Pictures within the data are to be left out; everything else must be reproduced exactly.

AVAILABLE DATA:
— Start —
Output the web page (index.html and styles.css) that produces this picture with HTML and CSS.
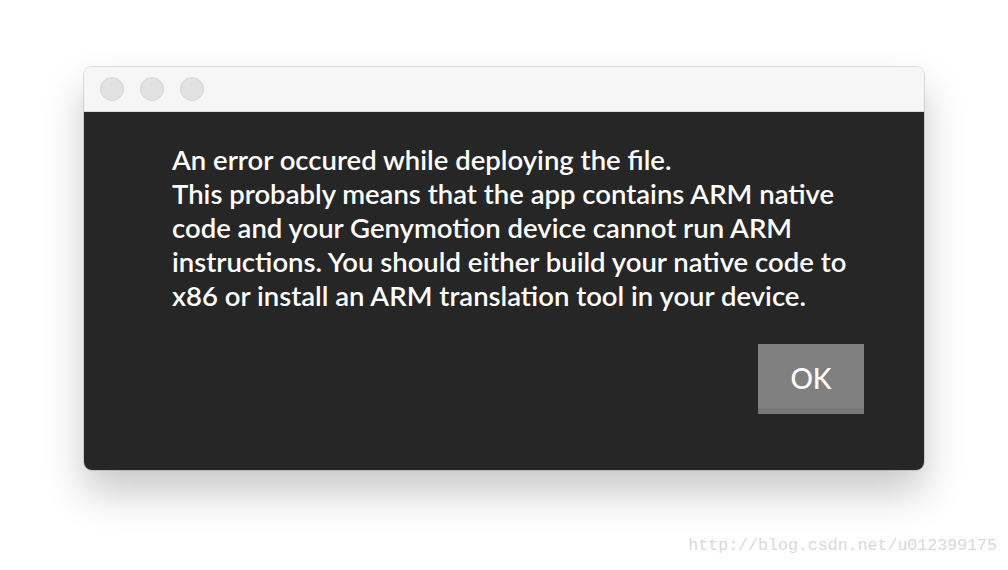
FILE: index.html
```html
<!DOCTYPE html>
<html lang="en">
<head>
    <meta charset="UTF-8">
    <meta name="viewport" content="width=device-width, initial-scale=1.0">
    <title>Genymotion - Error</title>
    <link rel="stylesheet" href="styles.css">
</head>
<body>
    <div class="window">
        <div class="title-bar">
            <span class="dot"></span>
            <span class="dot"></span>
            <span class="dot"></span>
        </div>
        <div class="dialog">
            <p class="message">An error occured while deploying the file.<br>This probably means that the app contains ARM native code and your Genymotion device cannot run ARM instructions. You should either build your native code to x86 or install an ARM translation tool in your device.</p>
            <div class="actions">
                <button class="ok-button">OK</button>
            </div>
        </div>
    </div>
    <div class="watermark">http://blog.csdn.net/u012399175</div>
</body>
</html>
```

FILE: styles.css
```css
body {
    margin: 0;
    background: #ffffff;
    font-family: Lato, "Open Sans", sans-serif;
    width: 1008px;
    height: 570px;
    overflow: hidden;
}

.window {
    width: 840px;
    margin: 67px 0 0 84px;
    border-radius: 8px;
    overflow: hidden;
    box-shadow: 0 22px 40px rgba(0, 0, 0, 0.22), 0 0 0 1px rgba(0, 0, 0, 0.12);
}

.title-bar {
    height: 44px;
    background: #f6f6f6;
    border-bottom: 1px solid #dcdcdc;
    display: flex;
    align-items: center;
    gap: 16px;
    padding-left: 16px;
}

.dot {
    width: 22px;
    height: 22px;
    border-radius: 50%;
    background: #e2e2e2;
    border: 1px solid #d6d6d6;
}

.dialog {
    background: #262626;
    height: 358px;
    padding: 0 60px 0 88px;
    display: flex;
    flex-direction: column;
}

.message {
    margin: 31px 0 0;
    color: #ffffff;
    font-size: 27.5px;
    font-weight: 600;
    line-height: 34px;
    max-width: 700px;
}

.actions {
    display: flex;
    justify-content: flex-end;
    margin-top: 31px;
}

.ok-button {
    width: 106px;
    height: 70px;
    border: none;
    background: #808080;
    box-shadow: inset 0 -6px 0 #777777;
    color: #ffffff;
    font-family: Lato, sans-serif;
    font-size: 28px;
    font-weight: 500;
    padding: 0 0 2px;
}

.watermark {
    text-align: right;
    margin: 66px 11px 0 0;
    font-family: "Liberation Mono", monospace;
    font-size: 16.6px;
    color: #d9d9d9;
}
```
— End —
TASK RESPONSE:
Output the web page (index.html and styles.css) that produces this picture with HTML and CSS.
FILE: index.html
```html
<!DOCTYPE html>
<html lang="en">
<head>
    <meta charset="UTF-8">
    <meta name="viewport" content="width=device-width, initial-scale=1.0">
    <title>Genymotion - Error</title>
    <link rel="stylesheet" href="styles.css">
</head>
<body>
    <div class="window">
        <div class="title-bar">
            <span class="dot"></span>
            <span class="dot"></span>
            <span class="dot"></span>
        </div>
        <div class="dialog">
            <p class="message">An error occured while deploying the file.<br>This probably means that the app contains ARM native code and your Genymotion device cannot run ARM instructions. You should either build your native code to x86 or install an ARM translation tool in your device.</p>
            <div class="actions">
                <button class="ok-button">OK</button>
            </div>
        </div>
    </div>
    <div class="watermark">http://blog.csdn.net/u012399175</div>
</body>
</html>
```

FILE: styles.css
```css
body {
    margin: 0;
    background: #ffffff;
    font-family: Lato, "Open Sans", sans-serif;
    width: 1008px;
    height: 570px;
    overflow: hidden;
}

.window {
    width: 840px;
    margin: 67px 0 0 84px;
    border-radius: 8px;
    overflow: hidden;
    box-shadow: 0 22px 40px rgba(0, 0, 0, 0.22), 0 0 0 1px rgba(0, 0, 0, 0.12);
}

.title-bar {
    height: 44px;
    background: #f6f6f6;
    border-bottom: 1px solid #dcdcdc;
    display: flex;
    align-items: center;
    gap: 16px;
    padding-left: 16px;
}

.dot {
    width: 22px;
    height: 22px;
    border-radius: 50%;
    background: #e2e2e2;
    border: 1px solid #d6d6d6;
}

.dialog {
    background: #262626;
    height: 358px;
    padding: 0 60px 0 88px;
    display: flex;
    flex-direction: column;
}

.message {
    margin: 31px 0 0;
    color: #ffffff;
    font-size: 27.5px;
    font-weight: 600;
    line-height: 34px;
    max-width: 700px;
}

.actions {
    display: flex;
    justify-content: flex-end;
    margin-top: 31px;
}

.ok-button {
    width: 106px;
    height: 70px;
    border: none;
    background: #808080;
    box-shadow: inset 0 -6px 0 #777777;
    color: #ffffff;
    font-family: Lato, sans-serif;
    font-size: 28px;
    font-weight: 500;
    padding: 0 0 2px;
}

.watermark {
    text-align: right;
    margin: 66px 11px 0 0;
    font-family: "Liberation Mono", monospace;
    font-size: 16.6px;
    color: #d9d9d9;
}
```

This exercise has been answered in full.